--- Start Supplied data ---

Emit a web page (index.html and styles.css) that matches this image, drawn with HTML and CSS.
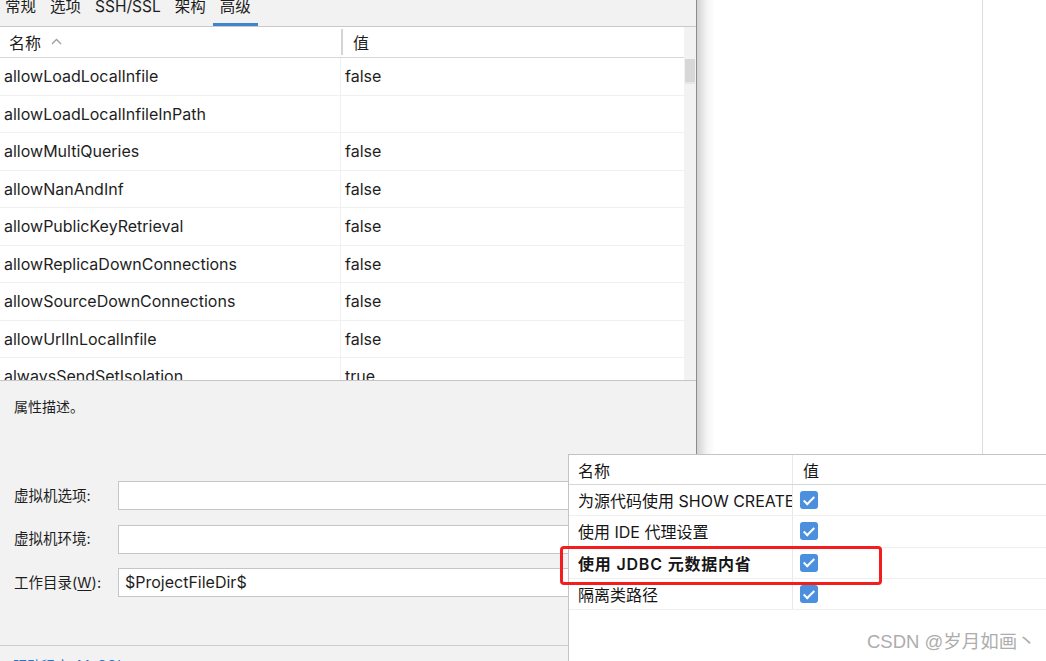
FILE: index.html
```html
<!DOCTYPE html>
<html lang="zh-CN">
<head>
    <meta charset="UTF-8">
    <title>数据源属性 - 高级</title>
    <link rel="stylesheet" href="styles.css">
</head>
<body>
    <div class="screen">
        <div class="dialog">
            <div class="tabs">
                <span class="tab">常规</span>
                <span class="tab">选项</span>
                <span class="tab">SSH/SSL</span>
                <span class="tab">架构</span>
                <span class="tab active">高级</span>
            </div>

            <div class="props">
                <div class="grid">
                    <div class="grid-head">
                        <div class="cell name">名称
                            <svg class="sort" width="11" height="7" viewBox="0 0 11 7"><polyline points="1,6 5.5,1.5 10,6" fill="none" stroke="#9c9c9c" stroke-width="1.3"/></svg>
                        </div>
                        <div class="cell value">值</div>
                    </div>
                    <div class="grid-row"><div class="cell name">allowLoadLocalInfile</div><div class="cell value">false</div></div>
                    <div class="grid-row"><div class="cell name">allowLoadLocalInfileInPath</div><div class="cell value"></div></div>
                    <div class="grid-row"><div class="cell name">allowMultiQueries</div><div class="cell value">false</div></div>
                    <div class="grid-row"><div class="cell name">allowNanAndInf</div><div class="cell value">false</div></div>
                    <div class="grid-row"><div class="cell name">allowPublicKeyRetrieval</div><div class="cell value">false</div></div>
                    <div class="grid-row"><div class="cell name">allowReplicaDownConnections</div><div class="cell value">false</div></div>
                    <div class="grid-row"><div class="cell name">allowSourceDownConnections</div><div class="cell value">false</div></div>
                    <div class="grid-row"><div class="cell name">allowUrlInLocalInfile</div><div class="cell value">false</div></div>
                    <div class="grid-row"><div class="cell name">alwaysSendSetIsolation</div><div class="cell value">true</div></div>
                </div>
                <div class="vscroll"><div class="thumb"></div></div>
            </div>

            <div class="desc">属性描述。</div>

            <div class="form">
                <div class="field">
                    <label>虚拟机选项:</label>
                    <div class="input"></div>
                </div>
                <div class="field">
                    <label>虚拟机环境:</label>
                    <div class="input"></div>
                </div>
                <div class="field">
                    <label>工作目录(<u>W</u>):</label>
                    <div class="input">$ProjectFileDir$</div>
                </div>
            </div>

            <div class="footer">
                <a class="link">驱动程序: MySQL</a>
            </div>
        </div>

        <div class="side">
            <div class="side-main"></div>
        </div>
    </div>

    <div class="popup">
        <div class="popup-head">
            <div class="pcell pname">名称</div>
            <div class="pcell pvalue">值</div>
        </div>
        <div class="popup-row">
            <div class="pcell pname">为源代码使用 SHOW CREATE TABLE</div>
            <div class="pcell pvalue"><span class="check"></span></div>
        </div>
        <div class="popup-row">
            <div class="pcell pname">使用 IDE 代理设置</div>
            <div class="pcell pvalue"><span class="check"></span></div>
        </div>
        <div class="popup-row strong">
            <div class="pcell pname">使用 JDBC 元数据内省</div>
            <div class="pcell pvalue"><span class="check"></span></div>
        </div>
        <div class="popup-row">
            <div class="pcell pname">隔离类路径</div>
            <div class="pcell pvalue"><span class="check"></span></div>
        </div>
    </div>

    <div class="highlight"></div>
    <div class="watermark">CSDN @岁月如画丶</div>
</body>
</html>
```

FILE: styles.css
```css
html, body {
    margin: 0;
    height: 100%;
    overflow: hidden;
}
body {
    font-family: Inter, "Noto Sans CJK SC", sans-serif;
    font-size: 16px;
    color: #1e1e1e;
    background-color: #fff;
}
.screen {
    display: flex;
    height: 661px;
    overflow: hidden;
}

/* left dialog */
.dialog {
    width: 696px;
    flex-shrink: 0;
    display: flex;
    flex-direction: column;
    background-color: #f2f2f2;
    border-right: 1px solid #8c8c8c;
}
.dialog > div {
    flex-shrink: 0;
}
.tabs {
    display: flex;
    height: 26px;
    border-bottom: 1px solid #c9c9c9;
    font-size: 15.5px;
}
.tab {
    height: 26px;
    box-sizing: border-box;
    padding: 0 7px;
    line-height: 14px;
}
.tab:first-child {
    padding-left: 5px;
}
.tab.active {
    border-bottom: 3px solid #3f84cc;
}

.props {
    display: flex;
    height: 353px;
    border-bottom: 1px solid #c6c6c6;
    overflow: hidden;
}
.grid {
    flex: 1;
    background-color: #fff;
}
.grid-head {
    display: flex;
    height: 30px;
    border-bottom: 1px solid #d8d8d8;
    align-items: center;
}
.grid-head .cell.name {
    width: 332px;
    padding-left: 9px;
    border-right: 2px solid #d4d4d4;
    height: 26px;
    display: flex;
    align-items: center;
}
.grid-head .cell.value {
    padding-left: 10px;
}
.sort {
    margin-left: 10px;
    margin-top: -2px;
}
.grid-row {
    display: flex;
    height: 37.5px;
    flex-shrink: 0;
    box-sizing: border-box;
    border-bottom: 1px solid #f0f0f0;
}
.grid-row .cell {
    display: flex;
    align-items: center;
}
.grid-row .cell.name {
    width: 336px;
    padding-left: 4px;
    border-right: 1px solid #f0f0f0;
}
.grid-row .cell.value {
    padding-left: 4px;
}
.vscroll {
    width: 12px;
    background-color: #f2f2f2;
    padding-top: 32px;
}
.thumb {
    width: 10px;
    height: 23px;
    margin-left: 1px;
    background-color: #d7d7d7;
    border-bottom: 2px solid #e6e6e6;
}

.desc {
    font-size: 14px;
    padding: 16px 0 0 14px;
    line-height: 20px;
    height: 84px;
}

.form {
    display: flex;
    flex-direction: column;
    gap: 14.5px;
    padding-right: 12px;
}
.field {
    display: flex;
    align-items: center;
    height: 29px;
}
.field label {
    width: 104px;
    padding-left: 14px;
    font-size: 14.5px;
    margin-top: -3px;
}
.field u {
    text-underline-offset: 2px;
}
.input {
    flex: 1;
    height: 29px;
    box-sizing: border-box;
    background-color: #fff;
    border: 1px solid #c6c6c6;
    padding-left: 6px;
    line-height: 27px;
}

.footer {
    margin-top: 48px;
    border-top: 1px solid #cdcdcd;
    padding: 10px 0 0 13px;
    line-height: 18px;
}
.link {
    color: #2f73c6;
    font-size: 14px;
}

/* right side behind the dialog */
.side {
    flex: 1;
    display: flex;
    background: linear-gradient(to right, #d2d2d2, #f4f4f4 10px, #fff 18px);
}
.side-main {
    width: 285px;
    border-right: 1px solid #dcdcdc;
}

/* popup over everything */
.popup {
    position: absolute;
    left: 568px;
    top: 454px;
    right: 0;
    bottom: 0;
    background-color: #fff;
    border-top: 1px solid #c4c4c4;
    border-left: 1px solid #c4c4c4;
    font-family: Inter, "Noto Sans CJK SC", sans-serif;
    font-size: 16px;
    color: #161616;
}
.popup-head,
.popup-row {
    display: flex;
    box-sizing: border-box;
}
.popup-head {
    height: 30px;
    border-bottom: 1px solid #d6d6d6;
}
.popup-row {
    height: 31.3px;
    border-bottom: 1px solid #efefef;
}
.pcell {
    display: flex;
    align-items: center;
    white-space: nowrap;
    overflow: hidden;
}
.pname {
    width: 214px;
    padding-left: 9px;
    border-right: 1px solid #e8e8e8;
}
.pvalue {
    padding-left: 7px;
}
.popup-head .pvalue {
    padding-left: 10px;
}
.popup-row.strong .pname {
    font-weight: 600;
    letter-spacing: 0.8px;
}
.check {
    width: 18px;
    height: 18px;
    border-radius: 3px;
    background-color: #4a90de;
    position: relative;
}
.check::after {
    content: "";
    position: absolute;
    left: 6px;
    top: 2.5px;
    width: 4px;
    height: 9px;
    border: solid #fff;
    border-width: 0 2px 2px 0;
    transform: rotate(45deg);
}

.highlight {
    position: absolute;
    left: 560px;
    top: 546px;
    width: 316px;
    height: 33px;
    border: 3px solid #f41d1d;
    border-radius: 4px;
}
.watermark {
    position: absolute;
    left: 867px;
    top: 627px;
    font-family: "Liberation Sans", "Noto Sans CJK SC", sans-serif;
    font-size: 18.5px;
    color: #adadad;
}
```
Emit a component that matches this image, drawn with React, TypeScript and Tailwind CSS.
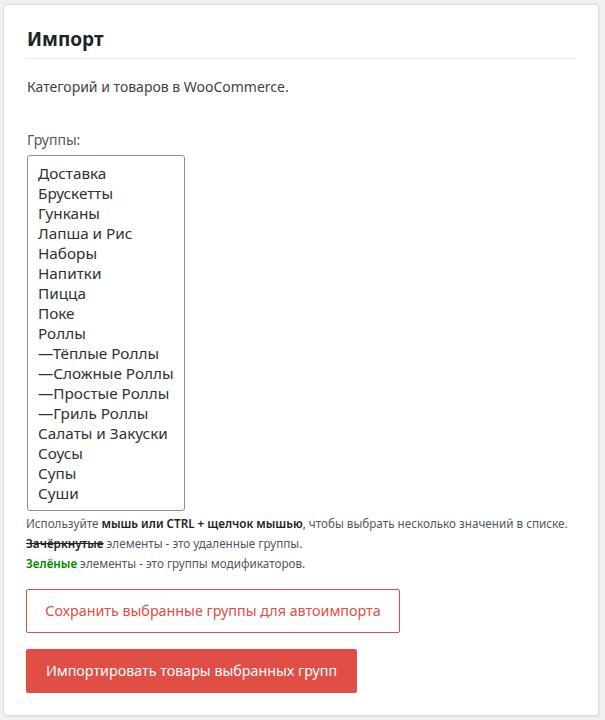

--- End Supplied data ---

**Task goal:** Of the lines in this data, how many contain "image"? Reply with only the number.

**Solution to the problem:** 2